La Colbrand partageait là-dessus les sentimens du maestro, à qui elle brûlait d’engager sa main et sa fortune par un contrat en bonne forme. Il ne s’agissait plus que de savoir comment on s’y prendrait pour évincer Barbaja. Rompre en visière à une puissance de cet ordre, changer en ennemi acharné un bienfaiteur si tendre et si magnifique, se brouiller avec un homme à la fois directeur de San-Carlo et de la banque des jeux, et qui, — comme si tant d’attributions ne suffisaient pas à son activité remuante, — venait en outre de se porter entrepreneur du théâtre impérial de Vienne, — franchement cela ne se pouvait.
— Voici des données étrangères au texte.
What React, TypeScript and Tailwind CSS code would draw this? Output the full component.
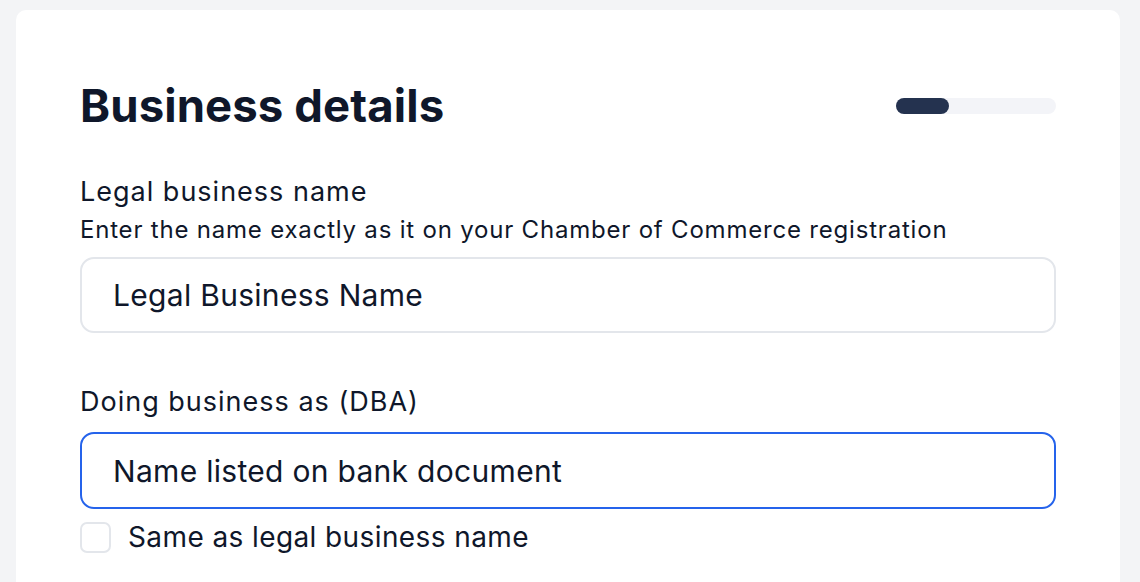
import { useState } from "react";

export default function App() {
  const [same, setSame] = useState(false);

  return (
    <div className="min-h-screen bg-[#f3f4f6] pl-4 pr-5 pt-[10px] font-['Inter',sans-serif] text-[#0f172a]">
      <div className="rounded-[10px] bg-white px-16 pt-[66px] pb-10">
        <div className="flex items-center justify-between">
          <h1 className="text-[45.5px] font-bold leading-[60px] tracking-[0.1px]">Business details</h1>
          <div className="h-4 w-40 rounded-full bg-[#f3f4f8]">
            <div className="h-4 w-[53px] rounded-full bg-[#24324f]" />
          </div>
        </div>

        <div className="mt-[38px]">
          <label className="block text-[27px] leading-[36px] tracking-[1px]">Legal business name</label>
          <p className="mt-1 text-[24px] leading-[32px] tracking-[0.8px]">
            Enter the name exactly as it on your Chamber of Commerce registration
          </p>
          <input
            className="mt-[11px] h-[76px] w-full rounded-[14px] border-2 border-[#e3e6eb] px-[31px] text-[30px] tracking-[0.3px] text-[#0f172a] outline-none"
            defaultValue="Legal Business Name"
          />
        </div>

        <div className="mt-[51px]">
          <label className="block text-[27px] leading-[36px] tracking-[1px]">Doing business as (DBA)</label>
          <input
            className="mt-[12px] h-[77px] w-full rounded-[14px] border-2 border-[#2563eb] px-[31px] text-[30px] tracking-[0.3px] text-[#0f172a] outline-none placeholder:text-[#0f172a]"
            placeholder="Name listed on bank document"
          />
          <label className="mt-[11px] flex items-center gap-[17px]">
            <input
              type="checkbox"
              checked={same}
              onChange={(e) => setSame(e.target.checked)}
              className="h-[31px] w-[31px] appearance-none rounded-[7px] border-2 border-[#e3e6eb] checked:bg-[#2563eb]"
            />
            <span className="text-[28px] leading-[34px] tracking-[0.4px]">Same as legal business name</span>
          </label>
        </div>
      </div>
    </div>
  );
}
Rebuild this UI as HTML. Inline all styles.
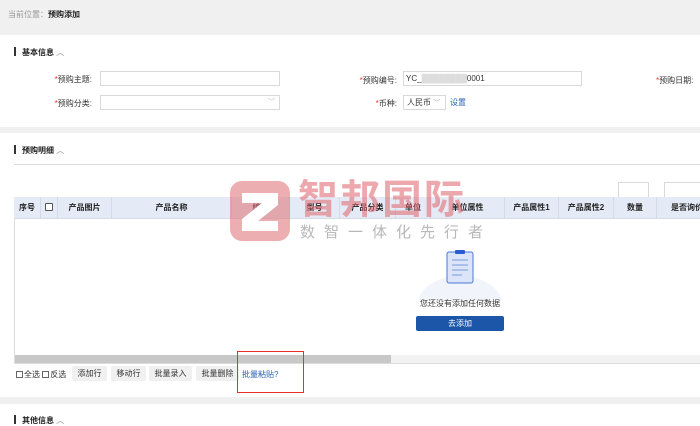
<!DOCTYPE html>
<html><head><meta charset="utf-8"><style>
*{margin:0;padding:0;box-sizing:border-box}
body{width:700px;height:424px;overflow:hidden;background:#fff;font-family:"Liberation Sans","Noto Sans CJK SC",sans-serif;font-size:8px;color:#333;position:relative}
.a{position:absolute}
.g{background:#f0f0f0}
.title{font-weight:bold;font-size:8px;color:#222}
.bar{width:2px;height:9px;background:#333}
.lbl{font-size:8px;color:#333;text-align:right}
.lbl i{color:#e33;font-style:normal}
.inp{border:1px solid #d9d9d9;background:#fff;height:15px}
.th{position:absolute;top:0;height:22px;line-height:22px;text-align:center;font-weight:bold;font-size:8px;color:#222;border-right:1px solid #d5dbe5}
.btn{position:absolute;top:366px;height:15px;line-height:15px;background:#f0f0f0;border-radius:2px;text-align:center;font-size:8px;color:#333}
.cb{display:inline-block;width:7px;height:7px;border:1px solid #666;vertical-align:-1px;margin-right:1px;background:#fff}
</style></head><body>
<div class="a g" style="left:0;top:0;width:700px;height:35px"></div>
<div class="a" style="left:8px;top:9px;font-size:8px;color:#999">当前位置：<b style="color:#222">预购添加</b></div>

<div class="a bar" style="left:14px;top:47px"></div>
<div class="a title" style="left:22px;top:47px">基本信息 <span style="font-weight:normal;color:#888">︿</span></div>
<div class="a lbl" style="left:40px;top:74px;width:52px"><i>*</i>预购主题:</div>
<div class="a inp" style="left:100px;top:71px;width:180px"></div>
<div class="a lbl" style="left:40px;top:98px;width:52px"><i>*</i>预购分类:</div>
<div class="a inp" style="left:100px;top:95px;width:180px"><span style="position:absolute;right:4px;top:1px;color:#bbb;font-size:7px">﹀</span></div>
<div class="a lbl" style="left:340px;top:75px;width:57px"><i>*</i>预购编号:</div>
<div class="a inp" style="left:403px;top:71px;width:179px;padding-left:2px;line-height:13px;color:#333">YC_<span style="color:#ddd">████████</span>0001</div>
<div class="a lbl" style="left:656px;top:75px;width:52px;text-align:left"><i>*</i>预购日期:</div>
<div class="a lbl" style="left:340px;top:98px;width:57px"><i>*</i>币种:</div>
<div class="a inp" style="left:403px;top:95px;width:43px;padding-left:3px;line-height:13px">人民币 <span style="color:#aaa;font-size:7px">﹀</span></div>
<div class="a" style="left:450px;top:97px;color:#2a62b0">设置</div>

<div class="a g" style="left:0;top:127px;width:700px;height:6px"></div>
<div class="a bar" style="left:14px;top:145px"></div>
<div class="a title" style="left:22px;top:145px">预购明细 <span style="font-weight:normal;color:#888">︿</span></div>
<div class="a" style="left:14px;top:164px;width:686px;height:1px;background:#ddd"></div>
<div class="a inp" style="left:618px;top:182px;width:31px;height:16px"></div>
<div class="a inp" style="left:664px;top:182px;width:40px;height:16px"></div>

<div class="a" style="left:14px;top:197px;width:690px;height:167px;border:1px solid #dcdcdc"></div>
<div class="a" style="left:14px;top:197px;width:690px;height:22px;background:#e4ebf6;border-bottom:1px solid #d5dbe5">
<div class="th" style="left:0;width:27px">序号</div>
<div class="th" style="left:27px;width:17px"><span class="cb" style="width:8px;height:8px;border-color:#555;border-radius:1px"></span></div>
<div class="th" style="left:44px;width:54px">产品图片</div>
<div class="th" style="left:98px;width:120px">产品名称</div>
<div class="th" style="left:218px;width:58px">编号</div>
<div class="th" style="left:276px;width:50px">型号</div>
<div class="th" style="left:326px;width:56px">产品分类</div>
<div class="th" style="left:382px;width:35px">单位</div>
<div class="th" style="left:417px;width:74px">单位属性</div>
<div class="th" style="left:491px;width:54px">产品属性1</div>
<div class="th" style="left:545px;width:55px">产品属性2</div>
<div class="th" style="left:600px;width:43px">数量</div>
<div class="th" style="left:643px;width:60px;border:none">是否询价</div>
</div>
<div class="a" style="left:15px;top:355px;width:689px;height:8px;background:#f2f2f2"></div>
<div class="a" style="left:15px;top:355px;width:376px;height:8px;background:#c8c8c8"></div>

<!-- watermark -->
<div class="a" style="left:230px;top:181px;width:60px;height:60px;border-radius:12px;background:rgba(225,120,125,.6)"></div>
<svg class="a" style="left:230px;top:181px" width="60" height="60"><path d="M12 12H48V24L28 40H48V50H12V38L32 22H12Z" fill="#fff"/></svg>
<div class="a" style="left:298px;top:176px;font-size:40px;font-weight:bold;color:rgba(225,110,118,.6);letter-spacing:2px;line-height:48px">智邦国际</div>
<div class="a" style="left:300px;top:224px;font-size:15px;color:rgba(160,160,160,.75);letter-spacing:9px;line-height:18px">数智一体化先行者</div>

<!-- empty -->
<svg class="a" style="left:415px;top:248px" width="90" height="52">
<ellipse cx="45" cy="56" rx="42" ry="28" fill="#f1f4fb"/>
<rect x="32" y="4" width="26" height="31" rx="2" fill="#dbe4f8" stroke="#4a78d8" stroke-width="1"/>
<rect x="40" y="2" width="10" height="4" rx="1" fill="#2a5cd0"/>
<path d="M37 12h16M37 17h16M37 22h16M37 27h10" stroke="#7a9be0" stroke-width="1"/>
</svg>
<div class="a" style="left:400px;top:298px;width:120px;text-align:center;font-size:8px;color:#333">您还没有添加任何数据</div>
<div class="a" style="left:416px;top:316px;width:88px;height:15px;background:#1c56a8;border-radius:2px;color:#fff;text-align:center;line-height:15px;font-size:8px">去添加</div>

<div class="a" style="left:16px;top:369px;font-size:8px"><span class="cb"></span>全选 <span class="cb"></span>反选</div>
<div class="btn" style="left:72px;width:35px">添加行</div>
<div class="btn" style="left:111px;width:35px">移动行</div>
<div class="btn" style="left:149px;width:43px">批量录入</div>
<div class="btn" style="left:196px;width:43px">批量删除</div>
<div class="a" style="left:242px;top:369px;color:#2a62b0;font-size:8px">批量粘贴?</div>
<div class="a" style="left:237px;top:351px;width:67px;height:42px;border:1px solid #e8302a"></div>

<div class="a g" style="left:0;top:397px;width:700px;height:7px"></div>
<div class="a bar" style="left:14px;top:415px"></div>
<div class="a title" style="left:22px;top:415px">其他信息 <span style="font-weight:normal;color:#888">︿</span></div>
</body></html>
D’autre part, c’eût été caresser une illusion volontaire que de s’imaginer qu’on amènerait jamais cet Orosmane à renoncer de lui-même à Zaïre. Sans doute qu’en tombant dans la disgrâce du public, Zaïre avait perdu beaucoup de son prestige aux yeux du padischah ; mais la vanité, il faut le dire, n’était pas l’unique sentiment qui régnât dans l’âme du sultan. Orosmane était homme, et capable à ce titre de se laisser acoquiner aux douceurs de l’habitude, au charme toujours si difficile à rompre d’une domination dont le pli était pris. Aussi comme, après avoir un moment essayé d’aller brûler son encens aux pieds de la gracieuse

  1. M. Beyle, Vie de Rossini. p. 6.